894.24/1029

Memorandum by the Chief of the Division of Controls (Green)

[Extract]

In the administration of the moral embargoes, it has been the uniform practice of the Department not to express objection to any proposed transaction to which the moral embargo, as publicly announced [Page 583] by the President11 and the Secretary, was not applicable. This practice was adopted after consultation among the officers of the Department concerned. It has been felt that to express objection to proposed transactions to which the moral embargoes were not applicable would necessarily lead to penalizing those companies which, on their own initiative, consulted the Department in regard to such transactions to the advantage of their competitors acting in equally good faith on the basis of the announced policy of the Department.
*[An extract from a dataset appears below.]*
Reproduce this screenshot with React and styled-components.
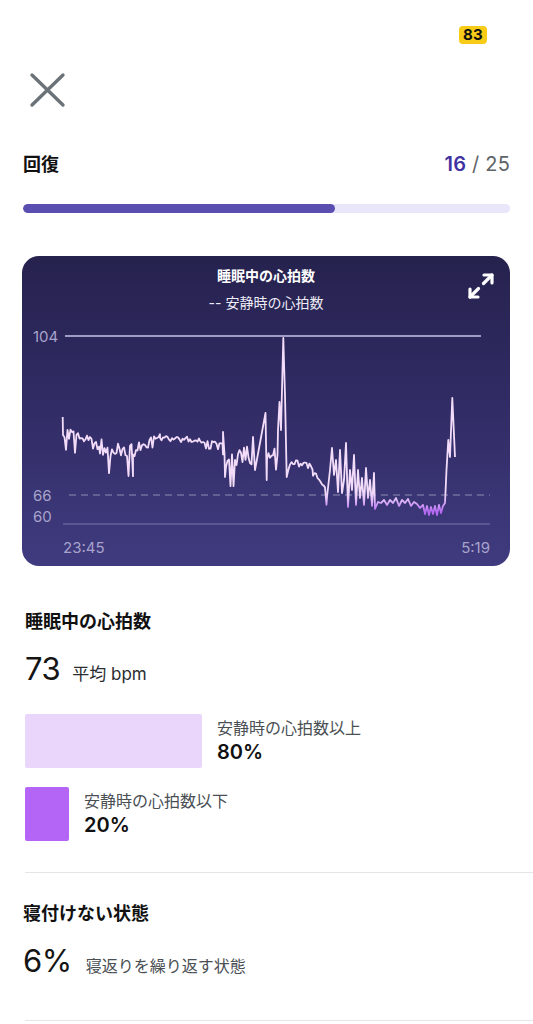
import React, { useMemo } from 'react';
import styled, { createGlobalStyle } from 'styled-components';

const GlobalStyle = createGlobalStyle`
  html, body {
    margin: 0;
    padding: 0;
    background: #ffffff;
  }
  body {
    font-family: Inter, "Noto Sans CJK JP", "Noto Sans", sans-serif;
    color: #111111;
  }
`;

const Page = styled.div`
  width: 533px;
  height: 1024px;
  overflow: hidden;
  display: flex;
  flex-direction: column;
`;

const StatusBar = styled.div`
  height: 54px;
  display: flex;
  justify-content: flex-end;
  align-items: flex-start;
  padding: 26px 46px 0 0;
  box-sizing: border-box;
`;

const Badge = styled.span`
  background: #f8cb17;
  border-radius: 4px;
  padding: 0 4px;
  height: 18px;
  line-height: 18px;
  font-size: 15px;
  font-weight: 700;
  color: #111;
  letter-spacing: 0.3px;
`;

const CloseButton = styled.button`
  border: none;
  background: none;
  padding: 0;
  margin: 17px 0 0 28px;
  width: 38px;
  height: 38px;
  align-self: flex-start;
`;

const Content = styled.div`
  padding: 0 23px;
  display: flex;
  flex-direction: column;
`;

const ScoreRow = styled.div`
  margin-top: 43px;
  display: flex;
  justify-content: space-between;
  align-items: baseline;
`;

const ScoreTitle = styled.h2`
  margin: 0;
  font-size: 18px;
  font-weight: 700;
  line-height: 24px;
`;

const ScoreValue = styled.div`
  font-size: 20px;
  color: #5e6368;
  letter-spacing: 0.2px;
  b {
    font-weight: 600;
    color: #3f33a3;
  }
`;

const Track = styled.div`
  margin-top: 27px;
  height: 9px;
  border-radius: 5px;
  background: #e9e6fa;
  overflow: hidden;
`;

const Fill = styled.div`
  height: 100%;
  background: #5a4eb0;
  border-radius: 5px;
`;

const ChartCard = styled.div`
  position: relative;
  margin: 43px 0 0 -1px;
  height: 310px;
  border-radius: 17px;
  background: linear-gradient(180deg, #26224e 0%, #302b63 45%, #403b7f 100%);
  display: flex;
  flex-direction: column;
  overflow: hidden;
`;

const ChartHeader = styled.div`
  padding-top: 11px;
  padding-bottom: 6px;
  display: flex;
  flex-direction: column;
  align-items: center;
  color: #ffffff;
  font-size: 14px;
  line-height: 18px;
`;

const ChartTitle = styled.div`
  font-weight: 700;
`;

const ChartLegend = styled.div`
  margin-top: 9px;
  color: #eeecf8;
`;

const ExpandIcon = styled.svg`
  position: absolute;
  top: 15px;
  right: 14px;
`;

const Section = styled.div`
  display: flex;
  flex-direction: column;
  padding: 0 ${p => p.$inset}px;
`;

const SectionTitle = styled.h3`
  margin: ${p => p.$top}px 0 0;
  font-size: 18px;
  font-weight: 700;
  line-height: 24px;
`;

const BigStat = styled.div`
  margin-top: ${p => p.$top}px;
  display: flex;
  align-items: baseline;
  gap: ${p => p.$gap}px;
`;

const BigNumber = styled.span`
  font-size: 31px;
  font-weight: 400;
  line-height: 36px;
  color: #151515;
  letter-spacing: -0.5px;
`;

const BigLabel = styled.span`
  font-size: ${p => p.$size}px;
  color: ${p => p.$color};
`;

const Legend = styled.div`
  margin-top: 27px;
  display: flex;
  flex-direction: column;
  gap: 19px;
`;

const LegendRow = styled.div`
  display: flex;
  align-items: flex-start;
  gap: 15px;
`;

const Swatch = styled.div`
  height: 54px;
  border-radius: 2px;
  background: ${p => p.$color};
  flex-shrink: 0;
`;

const LegendText = styled.div`
  display: flex;
  flex-direction: column;
  padding-top: 3px;
`;

const LegendLabel = styled.span`
  font-size: 16px;
  line-height: 22px;
  color: #4a4f54;
`;

const LegendValue = styled.span`
  font-size: 20px;
  font-weight: 600;
  line-height: 27px;
  color: #111;
`;

const Divider = styled.hr`
  border: none;
  border-top: 1px solid #e6e6e8;
  margin: ${p => p.$top}px -23px 0 2px;
`;

// seeded noise so the line stays the same every render
function mulberry32(a) {
  return function () {
    a |= 0; a = (a + 0x6d2b79f5) | 0;
    let t = Math.imul(a ^ (a >>> 15), 1 | a);
    t = (t + Math.imul(t ^ (t >>> 7), 61 | t)) ^ t;
    return ((t ^ (t >>> 14)) >>> 0) / 4294967296;
  };
}

// [x0, x1, yStart, yEnd, noise amplitude] in page coords
const SEGMENTS = [
  [63, 100, 432, 446, 12],
  [100, 133, 447, 452, 18],
  [133, 160, 452, 438, 14],
  [160, 200, 439, 440, 6],
  [200, 223, 441, 443, 5],
  [223, 252, 460, 456, 20],
  [267, 278, 456, 450, 14],
  [290, 313, 462, 467, 8],
  [313, 327, 472, 492, 10],
];

const SPIKES = [
  [62.7, 417], [63, 435],
  [223, 432], [225, 477],
  [253, 437], [255, 470],
  [265.5, 413], [266.7, 480],
  [278, 430], [279.5, 402], [281, 430], [283.3, 338], [285, 395], [286.7, 477], [288.3, 470],
];

const TAIL = [
  [327, 497], [330, 470], [332, 448], [334, 475], [336, 460], [338, 492],
  [340, 450], [342, 493], [344, 480], [346, 443], [348, 507], [350, 470],
  [352, 490], [354, 455], [356, 505], [358, 470], [360, 498], [362, 478],
  [364, 505], [366, 468], [368, 498], [370, 480], [372, 506], [374, 473],
  [375, 509], [378, 502], [381, 503], [384, 500], [387, 505], [390, 500],
  [393, 503], [396, 498], [399, 506], [402, 500], [405, 503], [408, 499],
  [411, 506], [414, 502], [417, 504], [420, 508], [423, 505], [425, 514],
  [427, 506], [429, 515], [431, 507], [433, 514], [435, 506], [437, 515],
  [439, 505], [441, 513], [443, 506], [445, 503], [446.5, 470], [448.3, 440],
  [450, 457], [452.3, 398], [455, 457],
];

function buildLine() {
  const rnd = mulberry32(73);
  const pts = [];
  SEGMENTS.forEach(([x0, x1, y0, y1, amp]) => {
    for (let x = x0; x <= x1; x += 1.5) {
      const t = (x - x0) / (x1 - x0);
      const r = rnd();
      let y = y0 + (y1 - y0) * t + (r - 0.5) * amp;
      if (r > 0.93) y += amp * 0.9;
      pts.push([x, y]);
    }
  });
  SPIKES.concat(TAIL).forEach(p => pts.push(p));
  pts.sort((a, b) => a[0] - b[0]);
  // chart svg origin sits at page (22, 318)
  return pts.map(([x, y], i) => `${i ? 'L' : 'M'}${(x - 22).toFixed(1)} ${(y - 318).toFixed(1)}`).join(' ');
}

const HeartChart = () => {
  const d = useMemo(buildLine, []);
  return (
    <svg width="488" height="242" viewBox="0 0 488 242" style={{ display: 'block' }}>
      <defs>
        <linearGradient id="hr" x1="0" y1="0" x2="0" y2="248" gradientUnits="userSpaceOnUse">
          <stop offset="0.7" stopColor="#f3dcf9" />
          <stop offset="0.73" stopColor="#e4c2f8" />
          <stop offset="0.78" stopColor="#b56af3" />
          <stop offset="1" stopColor="#a855f7" />
        </linearGradient>
      </defs>
      <g fontFamily="Inter, 'Noto Sans', sans-serif" fontSize="15" fill="#a8a3cb">
        <text x="11" y="24">104</text>
        <text x="11" y="183">66</text>
        <text x="11" y="204">60</text>
        <text x="41" y="235">23:45</text>
        <text x="468" y="235" textAnchor="end">5:19</text>
      </g>
      <line x1="43" y1="18" x2="459" y2="18" stroke="#c9c5ec" strokeWidth="1.3" />
      <line x1="47" y1="177" x2="468" y2="177" stroke="#8f8bb4" strokeWidth="1.2" strokeDasharray="7 5" />
      <line x1="41" y1="206" x2="468" y2="206" stroke="#7b76ac" strokeWidth="1.2" />
      <path d={d} fill="none" stroke="url(#hr)" strokeWidth="1.8" strokeLinejoin="round" />
    </svg>
  );
};

const App = () => {
  return (
    <Page>
      <GlobalStyle />
      <StatusBar>
        <Badge>83</Badge>
      </StatusBar>
      <CloseButton aria-label="閉じる">
        <svg width="38" height="38" viewBox="0 0 38 38">
          <path d="M4 4 L35 34 M35 4 L4 34" stroke="#6c7378" strokeWidth="3.4" strokeLinecap="round" />
        </svg>
      </CloseButton>
      <Content>
        <ScoreRow>
          <ScoreTitle>回復</ScoreTitle>
          <ScoreValue><b>16</b> / 25</ScoreValue>
        </ScoreRow>
        <Track>
          <Fill style={{ width: `${(16 / 25) * 100}%` }} />
        </Track>

        <ChartCard>
          <ChartHeader>
            <ChartTitle>睡眠中の心拍数</ChartTitle>
            <ChartLegend>-- 安静時の心拍数</ChartLegend>
          </ChartHeader>
          <ExpandIcon width="30" height="30" viewBox="0 0 30 30" fill="none" stroke="#ffffff" strokeWidth="3.2" strokeLinecap="round" strokeLinejoin="round">
            <path d="M18 4h8v8" />
            <path d="M12 26H4v-8" />
            <path d="M26 4l-8.5 8.5" />
            <path d="M4 26l8.5-8.5" />
          </ExpandIcon>
          <HeartChart />
        </ChartCard>

        <Section $inset={2}>
          <SectionTitle $top={44}>睡眠中の心拍数</SectionTitle>
          <BigStat $top={17} $gap={12}>
            <BigNumber>73</BigNumber>
            <BigLabel $size={17} $color="#2a2d31">平均 bpm</BigLabel>
          </BigStat>
          <Legend>
            <LegendRow>
              <Swatch $color="#ead5fb" style={{ width: 177 }} />
              <LegendText>
                <LegendLabel>安静時の心拍数以上</LegendLabel>
                <LegendValue>80%</LegendValue>
              </LegendText>
            </LegendRow>
            <LegendRow>
              <Swatch $color="#b565f5" style={{ width: 44 }} />
              <LegendText>
                <LegendLabel>安静時の心拍数以下</LegendLabel>
                <LegendValue>20%</LegendValue>
              </LegendText>
            </LegendRow>
          </Legend>
        </Section>

        <Divider $top={31} />

        <Section $inset={0}>
          <SectionTitle $top={29}>寝付けない状態</SectionTitle>
          <BigStat $top={17} $gap={14}>
            <BigNumber>6%</BigNumber>
            <BigLabel $size={16} $color="#4a4f54">寝返りを繰り返す状態</BigLabel>
          </BigStat>
        </Section>

        <Divider $top={41} />
      </Content>
    </Page>
  );
};

export default App;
Undoubtedly, this practice has resulted in a failure of the Department to make adverse comments on proposed transactions which, for one reason or another, we might have preferred to see dropped. Nevertheless in fairness to American companies, it has seemed wiser to adhere to it.12

. . . . . . . . . . . . . .

Joseph C. Green
  1. See press release issued by the White House on December 2, 1939, Foreign Relations, Japan, 1931–1941, vol. ii, p. 202.
  2. on July 11 the Adviser on Political Relations (Hornbeck) noted that the embargo situation was becoming increasingly confused; that the embargoes should either be made more extensive or the “moral embargoes” dropped altogether, while placing the strictest construction upon the provisions of the law with respect to certain limited embargoes.